Given real numbers $x, \,y,\,z$ such that:
$$x^{4}+ y^{4}+ z^{4}\leq 2(\left | xy \right |^{2}+ \left | yz \right |^{2}+ \left | zx \right |^{2})$$
I want to prove:
$$2(\left | x \right |+ \left | y \right |+ \left | z \right |)= \sqrt{(x+ y-z)^{2}}+ \sqrt{(y+ z- x)^{2}}+ \sqrt{(z+ x-y)^{2}}+ \sqrt{(x+ y+ z)^{2}}$$
I found some equalities:
We have:
$$(x+ y-z)^{2}+ (y+ z- x)^{2}+ (z+ x-y)^{2}+ (x+ y+ z)^{2}= 4(x^{2}+ y^{2}+ z^{2})$$
$$4(x^{2}+ y^{2}+ z^{2})^{2}= 2[(x^{4}+ y^{4}+ z^{4})- (x^{2}y^{2}+ y^{2}z^{2}+ z^{2}x^{2})]\leq 2(x^{2}y^{2}+ y^{2}z^{2}+ z^{2}x^{2})$$
Sorry, but I can't continue. Help me! Thanks!
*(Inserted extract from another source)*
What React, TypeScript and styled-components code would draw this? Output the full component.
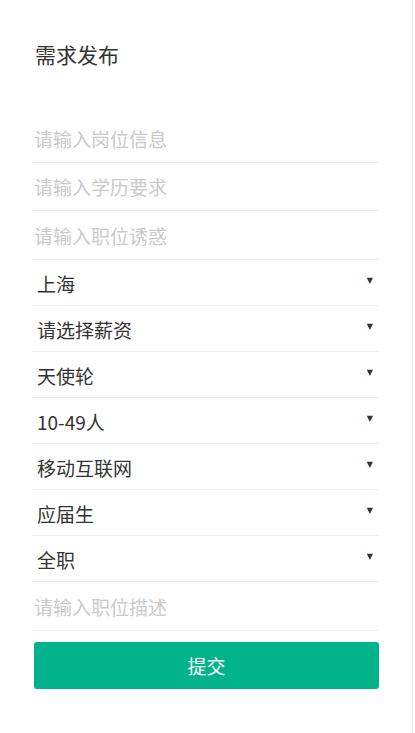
import styled, { createGlobalStyle } from 'styled-components';

const GlobalStyle = createGlobalStyle`
  body {
    margin: 0;
    background: #fff;
    font-family: "Noto Sans CJK SC", "Liberation Sans", sans-serif;
  }
`;

const inputFields = [
  { key: 'position', placeholder: '请输入岗位信息', tall: false },
  { key: 'education', placeholder: '请输入学历要求', tall: false },
  { key: 'perks', placeholder: '请输入职位诱惑', tall: true },
];

const selectFields = [
  { key: 'city', value: '上海' },
  { key: 'salary', value: '请选择薪资' },
  { key: 'stage', value: '天使轮' },
  { key: 'size', value: '10-49人' },
  { key: 'industry', value: '移动互联网' },
  { key: 'experience', value: '应届生' },
  { key: 'type', value: '全职' },
];

export default function App() {
  return (
    <>
      <GlobalStyle />
      <Page>
        <Title>需求发布</Title>
        <Form onSubmit={(e) => e.preventDefault()}>
          {inputFields.map((f) => (
            <Field key={f.key} $tall={f.tall}>
              <TextInput type="text" placeholder={f.placeholder} />
            </Field>
          ))}
          {selectFields.map((f) => (
            <SelectRow key={f.key}>
              <SelectText>{f.value}</SelectText>
              <Arrow>▼</Arrow>
            </SelectRow>
          ))}
          <Field $tall>
            <TextInput type="text" placeholder="请输入职位描述" />
          </Field>
          <SubmitButton type="submit">提交</SubmitButton>
        </Form>
      </Page>
    </>
  );
}

const Page = styled.div`
  box-sizing: border-box;
  width: 413px;
  min-height: 733px;
  padding: 0 33px 0 32px;
  border-right: 1px solid #efefef;
`;

const Title = styled.h1`
  margin: 0;
  padding: 40px 0 0 3px;
  height: 115px;
  box-sizing: border-box;
  font-size: 21px;
  font-weight: normal;
  line-height: 28px;
  color: #333;
`;

const Form = styled.form`
  display: flex;
  flex-direction: column;
`;

const Field = styled.div<{ $tall?: boolean }>`
  display: flex;
  align-items: center;
  height: ${({ $tall }) => ($tall ? '48px' : '47px')};
  border-bottom: 1px solid #eee;
`;

const TextInput = styled.input`
  width: 100%;
  border: none;
  outline: none;
  padding: 0 0 0 2px;
  font-family: inherit;
  font-size: 19px;
  color: #333;
  background: transparent;

  &::placeholder {
    color: #cacaca;
  }
`;

const SelectRow = styled.div`
  display: flex;
  align-items: center;
  justify-content: space-between;
  height: 43px;
  padding: 2px 6px 0 5px;
  border-bottom: 1px solid #eee;
`;

const SelectText = styled.span`
  font-size: 19px;
  color: #333;
`;

const Arrow = styled.span`
  font-family: "DejaVu Sans", sans-serif;
  font-size: 8px;
  color: #333;
  margin-top: -6px;
`;

const SubmitButton = styled.button`
  margin: 11px 0 0 2px;
  height: 47px;
  border: none;
  border-radius: 3px;
  background: #00b38a;
  color: #fff;
  font-family: inherit;
  font-size: 19px;
  cursor: pointer;
`;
If we'll replace $x$ on $-x$ then the condition does not change and the needed does not change.
We can do it with any variables, which says that we can assume that all variables are non-negatives.
In another hand, the condition and the needed they are symmetric.
Thus, it's enough to solve our problem for $x\geq y\geq z\geq0.$
Now, $$0\leq\sum_{cyc}(2x^2y^2-x^4)=(x+y+z)\prod_{cyc}(x+y-z),$$ which gives $y+z\geq x$.
Hence, we need to prove that $$2(x+y+z)=\sum_{cyc}|x+y-z|+|x+y+z|$$ or $$2(x+y+z)=\sum_{cyc}(x+y-z)+x+y+z,$$ which is obvious.